Popularity of index funds continues to grow
NEW YORK — They’re simple, cheap and now the most popular way for many people to invest in the U.S. stock market: index funds.
Last month, for the first time, the number of dollars invested in funds tracking the S&P 500 and other U.S. stock indexes eclipsed those in funds run by managers trying to beat those indexes, according to preliminary data from Morningstar. With $4.27 trillion in assets at the end of August, U.S. stock index funds edged past the $4.25 trillion in funds run by stock-picking managers.
The figures don’t yet include data from several dozen funds, so they could change as more funds report. But even if the precise moment didn’t occur last month, industry watchers say it’s likely inevitable that index funds will usurp actively managed funds’ top billing. That’s because investors have been consistently pulling dollars out of actively managed funds and shoving them into index funds for more than a decade.
“This milestone has been a long time coming,” Morningstar said in a report.
It’s a far cry from roughly four decades ago, when the first index mutual fund for individual investors hit the market to ridicule. Why would anyone be satisfied with average returns? Wouldn’t investors always prefer the potential of better?
Turns out that average is pretty good when most funds fall short of it. Over the last 10 years, only 8% of actively managed funds that invest in a mix of large U.S. stocks beat their average index-fund rival.

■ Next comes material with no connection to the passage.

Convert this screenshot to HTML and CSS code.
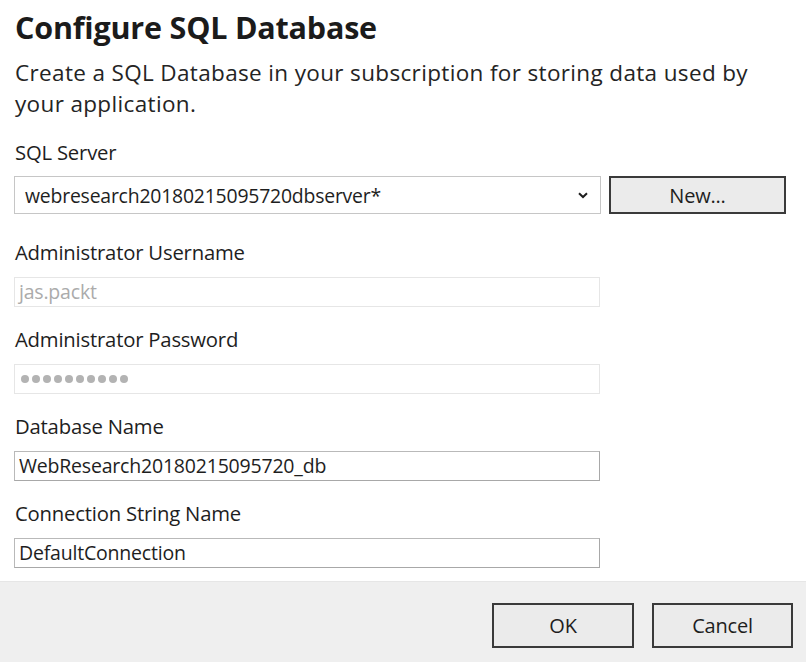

Index funds have a head start in the race for returns because of their lower expenses. Higher fees mean actively managed funds have to perform that much better just to match the performance of index funds. The average expense ratio for stock index funds was 0.08% last year, which means they held onto $8 of every $10,000 invested, according to the Investment Company Institute. The average expense ratio for actively managed stock funds, meanwhile, was nearly 10 times that at 0.76%.
Of course, the rush to index investing has raised concerns of its own. If index funds get control of too much of the stock market, they could distort prices because money will flow into stocks based on how big a proportion they are of indexes, rather than how valuable investors see them as a company. Even the most ardent indexfund proponents acknowledge such a risk, but they say that tipping point is far away. U.S. funds control only about 30% of the total U.S. stock market.
Other criticisms center on index funds being overly concentrated in the hands of just a trio of fund companies — BlackRock, State Street Global Advisors and Vanguard.